What about Counter-Strike or other eSports titles?

The same workflow generalizes well. Even if package support is less standardized than in Dota 2, the modeling logic remains the same:

Collect historical match data
Build team and player features
Use rolling windows to represent recent form
Train classification or rating models
Evaluate probabilities, not just hard predictions

In Counter-Strike style datasets, likely features include map win rates, side-specific strength, recent kill differential, roster stability, and head-to-head history. In that sense, the sport changes, but the R workflow does not.

Why this kind of post can stand out

A post on eSports analytics in R stands out because it sits at the intersection of data science novelty and practical modeling. It is specific enough to be useful, but unusual enough to attract readers who are tired of the same repeated examples from traditional sports. A title built around predicting Dota 2 matches is especially effective because it immediately communicates a concrete deliverable.

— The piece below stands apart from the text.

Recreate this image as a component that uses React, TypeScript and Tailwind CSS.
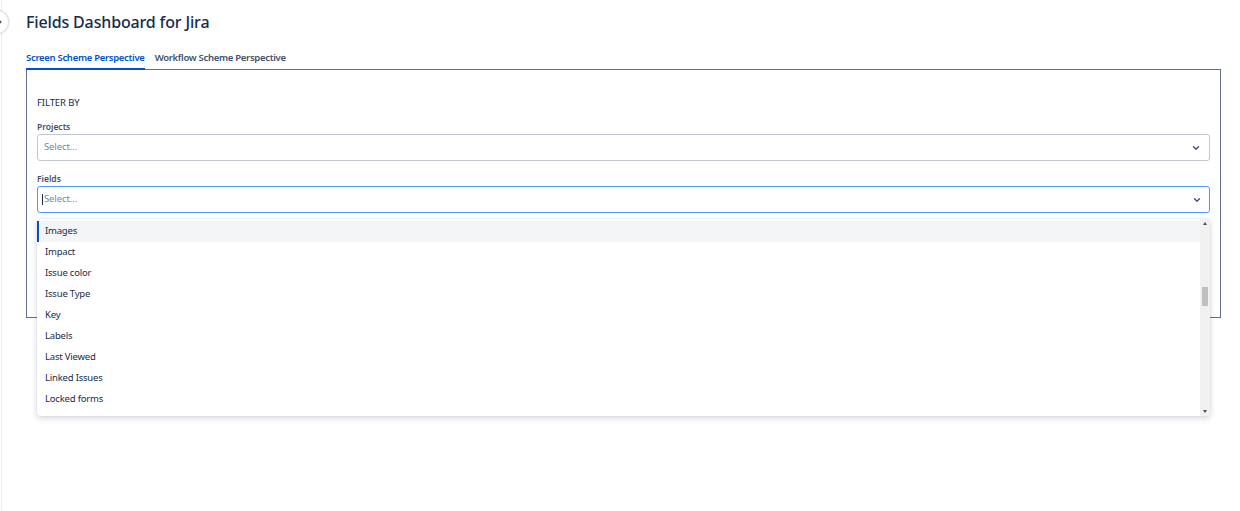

It also fits naturally into a broader sports analytics learning path. Readers who discover this topic through eSports may later want to explore work in football, soccer, or multi-sport modeling, where books such as Football Analytics with R, Mastering Sports Analytics with R: Soccer, or Sports Analytics with R across multiple sports can expand the same analytical mindset into other domains.

Final thoughts

eSports analytics deserves more attention in R, and Dota 2 is one of the best places to start. With API access, tidy data workflows, and flexible modeling tools, it is possible to go from raw public match records to meaningful predictive systems entirely in R. Even a simple first version can teach a lot about data engineering, feature design, classification, and evaluation.

The real opportunity is not only to predict winners, but to build a reproducible framework for understanding team performance, player styles, and competitive dynamics in games that are becoming more important every year. That combination of novelty, data richness, and analytical depth is exactly what makes eSports such a compelling subject for an R post.